The problem: Reproduce the listing below exactly. Pictures do not belong in the copy.
+++ Dataset excerpt
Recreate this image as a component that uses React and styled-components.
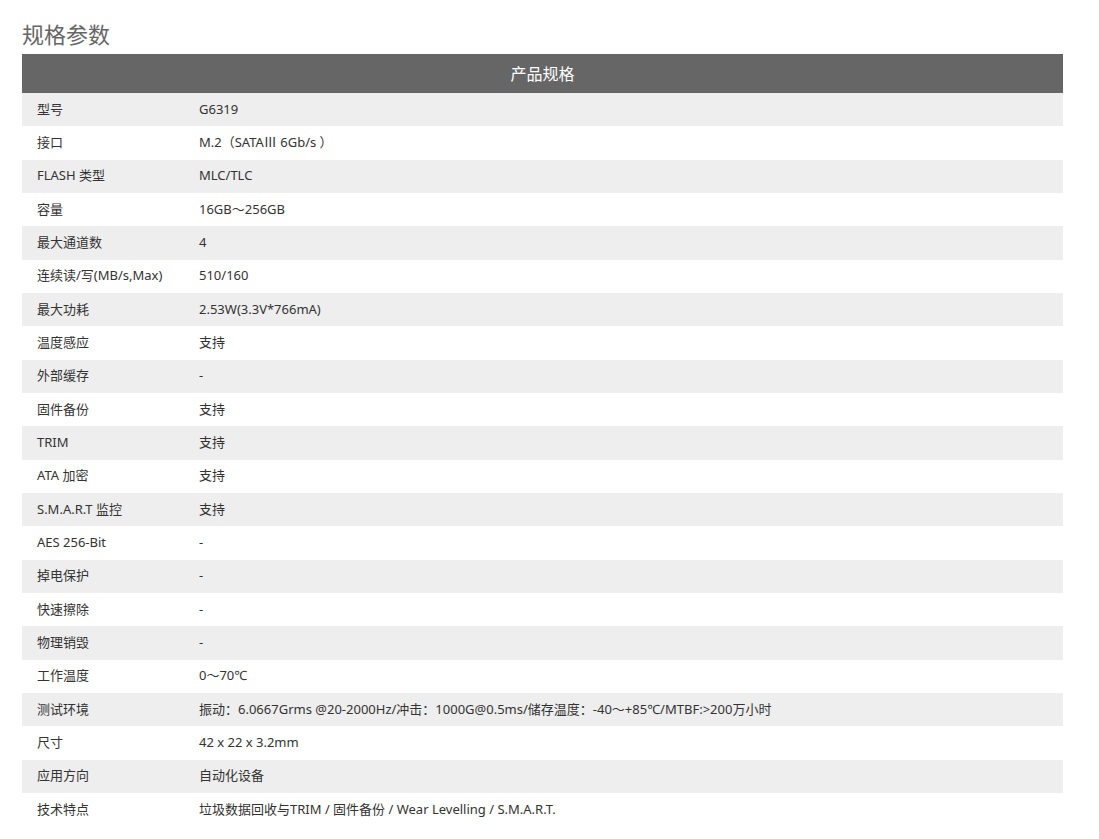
import React from "react";
import styled, { createGlobalStyle } from "styled-components";

const Global = createGlobalStyle`
  html, body { margin: 0; padding: 0; background: #fff; }
  body { font-family: "Noto Sans", "Noto Sans CJK SC", sans-serif; }
`;

const Page = styled.div`
  padding: 18px 36px 0 22px;
`;

const Title = styled.h2`
  margin: 0 0 6px;
  font-family: "Noto Sans CJK SC", sans-serif;
  font-size: 22px;
  line-height: 30px;
  font-weight: 400;
  color: #666;
`;

const Table = styled.div`
  width: 1041px;
  display: flex;
  flex-direction: column;
`;

const Head = styled.div`
  height: 39px;
  background: #666;
  color: #fff;
  font-family: "Noto Sans CJK SC", sans-serif;
  font-size: 16px;
  display: flex;
  align-items: center;
  justify-content: center;
  padding-bottom: 1px;
  box-sizing: border-box;
`;

const Row = styled.div`
  height: 33.34px;
  display: grid;
  grid-template-columns: 162px 1fr;
  align-items: center;
  background: ${(p) => (p.$alt ? "#eee" : "#fff")};
  font-size: 13px;
  line-height: 18px;
  color: #333;
  padding-bottom: 2px;
  box-sizing: border-box;
`;

const Cell = styled.div`
  padding-left: 15px;
  white-space: nowrap;
`;

const rows = [
  ["型号", "G6319"],
  ["接口", "M.2（SATAⅢ 6Gb/s ）"],
  ["FLASH 类型", "MLC/TLC"],
  ["容量", "16GB～256GB"],
  ["最大通道数", "4"],
  ["连续读/写(MB/s,Max)", "510/160"],
  ["最大功耗", "2.53W(3.3V*766mA)"],
  ["温度感应", "支持"],
  ["外部缓存", "-"],
  ["固件备份", "支持"],
  ["TRIM", "支持"],
  ["ATA 加密", "支持"],
  ["S.M.A.R.T 监控", "支持"],
  ["AES 256-Bit", "-"],
  ["掉电保护", "-"],
  ["快速擦除", "-"],
  ["物理销毁", "-"],
  ["工作温度", "0～70℃"],
  ["测试环境", "振动：6.0667Grms @20-2000Hz/冲击：1000G@0.5ms/储存温度：-40～+85℃/MTBF:>200万小时"],
  ["尺寸", "42 x 22 x 3.2mm"],
  ["应用方向", "自动化设备"],
  ["技术特点", "垃圾数据回收与TRIM / 固件备份 / Wear Levelling / S.M.A.R.T."],
];

export default function App() {
  return (
    <Page>
      <Global />
      <Title>规格参数</Title>
      <Table>
        <Head>产品规格</Head>
        {rows.map(([k, v], i) => (
          <Row key={k} $alt={i % 2 === 0}>
            <Cell>{k}</Cell>
            <Cell>{v}</Cell>
          </Row>
        ))}
      </Table>
    </Page>
  );
}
++++++
Answer in full:
Recreate this image as a component that uses React and styled-components.
import React from "react";
import styled, { createGlobalStyle } from "styled-components";

const Global = createGlobalStyle`
  html, body { margin: 0; padding: 0; background: #fff; }
  body { font-family: "Noto Sans", "Noto Sans CJK SC", sans-serif; }
`;

const Page = styled.div`
  padding: 18px 36px 0 22px;
`;

const Title = styled.h2`
  margin: 0 0 6px;
  font-family: "Noto Sans CJK SC", sans-serif;
  font-size: 22px;
  line-height: 30px;
  font-weight: 400;
  color: #666;
`;

const Table = styled.div`
  width: 1041px;
  display: flex;
  flex-direction: column;
`;

const Head = styled.div`
  height: 39px;
  background: #666;
  color: #fff;
  font-family: "Noto Sans CJK SC", sans-serif;
  font-size: 16px;
  display: flex;
  align-items: center;
  justify-content: center;
  padding-bottom: 1px;
  box-sizing: border-box;
`;

const Row = styled.div`
  height: 33.34px;
  display: grid;
  grid-template-columns: 162px 1fr;
  align-items: center;
  background: ${(p) => (p.$alt ? "#eee" : "#fff")};
  font-size: 13px;
  line-height: 18px;
  color: #333;
  padding-bottom: 2px;
  box-sizing: border-box;
`;

const Cell = styled.div`
  padding-left: 15px;
  white-space: nowrap;
`;

const rows = [
  ["型号", "G6319"],
  ["接口", "M.2（SATAⅢ 6Gb/s ）"],
  ["FLASH 类型", "MLC/TLC"],
  ["容量", "16GB～256GB"],
  ["最大通道数", "4"],
  ["连续读/写(MB/s,Max)", "510/160"],
  ["最大功耗", "2.53W(3.3V*766mA)"],
  ["温度感应", "支持"],
  ["外部缓存", "-"],
  ["固件备份", "支持"],
  ["TRIM", "支持"],
  ["ATA 加密", "支持"],
  ["S.M.A.R.T 监控", "支持"],
  ["AES 256-Bit", "-"],
  ["掉电保护", "-"],
  ["快速擦除", "-"],
  ["物理销毁", "-"],
  ["工作温度", "0～70℃"],
  ["测试环境", "振动：6.0667Grms @20-2000Hz/冲击：1000G@0.5ms/储存温度：-40～+85℃/MTBF:>200万小时"],
  ["尺寸", "42 x 22 x 3.2mm"],
  ["应用方向", "自动化设备"],
  ["技术特点", "垃圾数据回收与TRIM / 固件备份 / Wear Levelling / S.M.A.R.T."],
];

export default function App() {
  return (
    <Page>
      <Global />
      <Title>规格参数</Title>
      <Table>
        <Head>产品规格</Head>
        {rows.map(([k, v], i) => (
          <Row key={k} $alt={i % 2 === 0}>
            <Cell>{k}</Cell>
            <Cell>{v}</Cell>
          </Row>
        ))}
      </Table>
    </Page>
  );
}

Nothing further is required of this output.